Elsa visse a Londra, a Nizza, a New York; visse la fine di un matrimonio, la povertà e la crescita di una figlia da sola. Tuttavia, l’incontro con Gaby Picabia – moglie del surrealista Francis Picabia e proprietaria di una boutique – non solo la avvicinò al mondo della moda e ad artisti di spicco come Marcel Duchamp e Man Ray; la portò, a metà degli anni ’20, nella sua Parigi.

Il contatto con le correnti artistiche avanguardiste fu solo l’inizio di un lungo periodo ricco di stimoli visivi e concettuali. Crogiolo di menti visionarie, scintilla dell’ispirazione di pittori, scultori e poeti, Parigi offrì a Schiaparelli un’occasione per plasmare le proprie idee in abiti, scarpe, accessori.

L’incontro di due animi anticonformisti

La sua personalità anti-convenzionale la portò a innovare – senza distruggere – la moda classica di quegli anni, a sporcare la tradizione con dettagli provocatori e abbellimenti fuori dagli schemi, a mostrare quello che normalmente veniva celato (come le cerniere, che divennero un vero e proprio ornamento) e a dare vita a nuovi colori (il noto rosa shocking). La sua visione della moda si nutrì di un’infinità di stimoli intellettuali, accogliendo ispirazioni dal Cubismo, dal Dadaismo e dal Surrealismo e avviando collaborazioni con i più grandi artisti dell’epoca. Tra questi è emblematico l’incontro nei primi anni ‘30 con Salvador Dalì, che condivideva la stessa necessità della stilista di troncare con le convenzioni e con il passato.

E poi eliminare lo stato di noia che proveniva dalle mire commerciali della moda, rompere con la classicità, unire gusto estetico ed eccentricità: questi obiettivi furono raggiunti grazie al sodalizio con Dalì, che portò alla realizzazione di abiti e accessori oggi iconici.
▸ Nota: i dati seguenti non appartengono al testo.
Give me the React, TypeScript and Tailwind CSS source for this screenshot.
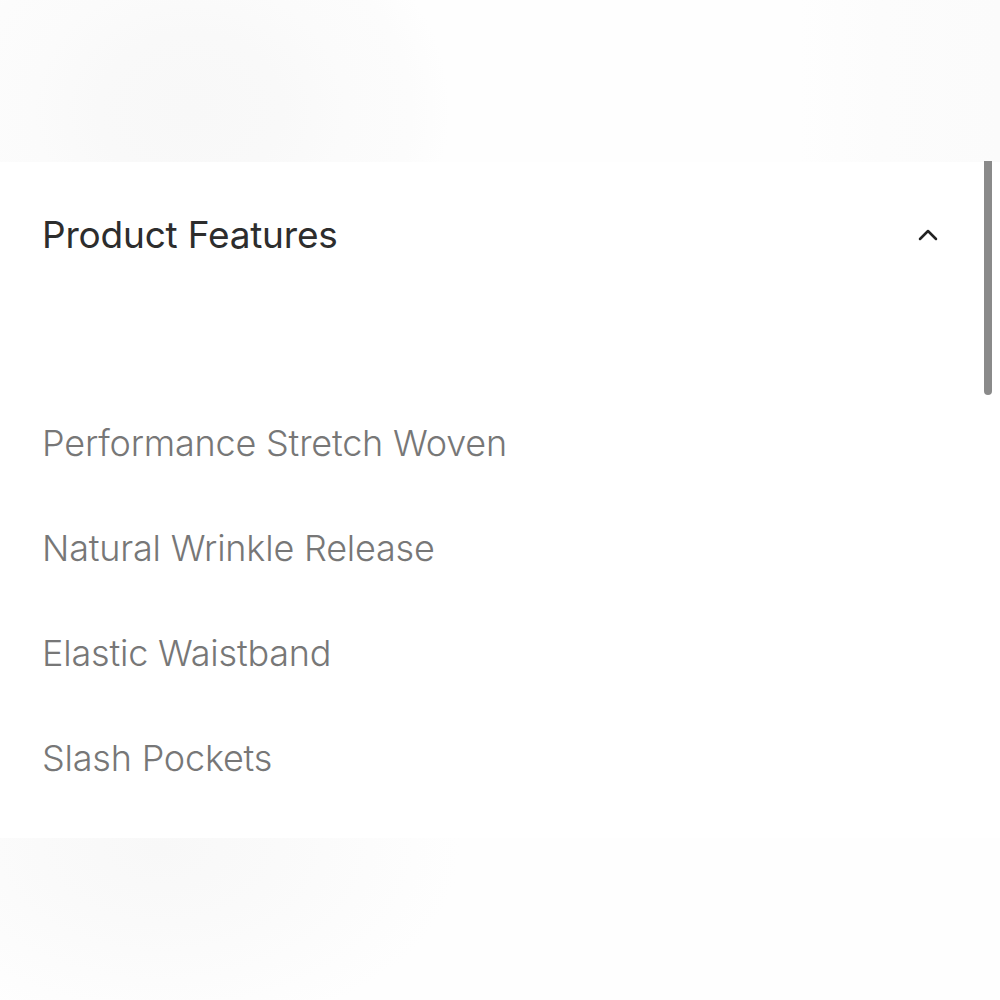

Gli abiti più iconici firmati Schiaparelli-Dalì

Uno di essi è il vestito aragosta,  magnifico esempio di compenetrazione tra arte e moda. Il disegno dell’aragosta -elemento ricorrente nel repertorio di Dalì – venne posizionato sulla stoffa bianca di un lungo abito da sera. La scelta non fu affatto casuale, poiché il crostaceo rappresentava per l’artista un richiamo all’erotismo. E come una pennellata audace su una tela bianca, l’aragosta di Dalì diede nuova vita all’abito candido che la tradizione voleva legare al concetto di pudore.

Il risultato finale fu qualcosa di tanto semplice quanto seducente, che attirò l’attenzione dell’attrice Wallis Simpson – futura moglie di Edoardo VIII Duca di Windsor – che lo indossò nel 1935.

L’afflato artistico di Dalì e la fertile spinta all’innovazione di Schiaparelli portarono alla creazione di un altro capo d’abbigliamento divenuto iconico: l’abito scheletro.

Realizzato nel 1938, questo tubino total black portò a livelli ancora più alti l’eccentricità della stilista, che modellò il tessuto matelassè in modo da creare sulla stoffa dei tratti simili a delle ossa, che sull’abito emergono in un particolare gioco di rilievi trapuntati che ampliò il distacco dalla tradizione.

Anche in questo caso a indossarlo fu una personalità di spicco del mondo del cinema, l’attrice Ruth Ford, sorella del poeta surrealista Charles Henri Ford.

La collaborazione tra stilista e artista portò anche alla creazione di accessori. È il caso della cintura raffigurante le labbra di Mae West, che rappresentavano un’altra ossessione per Dalì, tanto da indurlo a creare un divano rosso ispirato proprio alla bocca della bellissima attrice americana.

Emblema della corrente surrealista e della sua sfrenata forza immaginativa, è infine la collezione dedicata ai copricapi di varia forma, tra cui spicca il famoso cappello scarpa. Questo emblematico accessorio a forma di calzatura rovesciata dimostra ancora una volta la passione di Schiaparelli per le trovate insolite, velatamente provocatorie. L’idea prende forma da una fotografia scattata dalla moglie di Dalì, che ritrae l’artista con in testa e sulla spalla due scarpe femminili.

L’immagine fornì a Elsa Schiaparelli l’ispirazione perfetta per la creazione di un altro oggetto che non è ciò che sembra. E che dunque sfida, concretamente e simbolicamente, le norme della moda e dell’arte.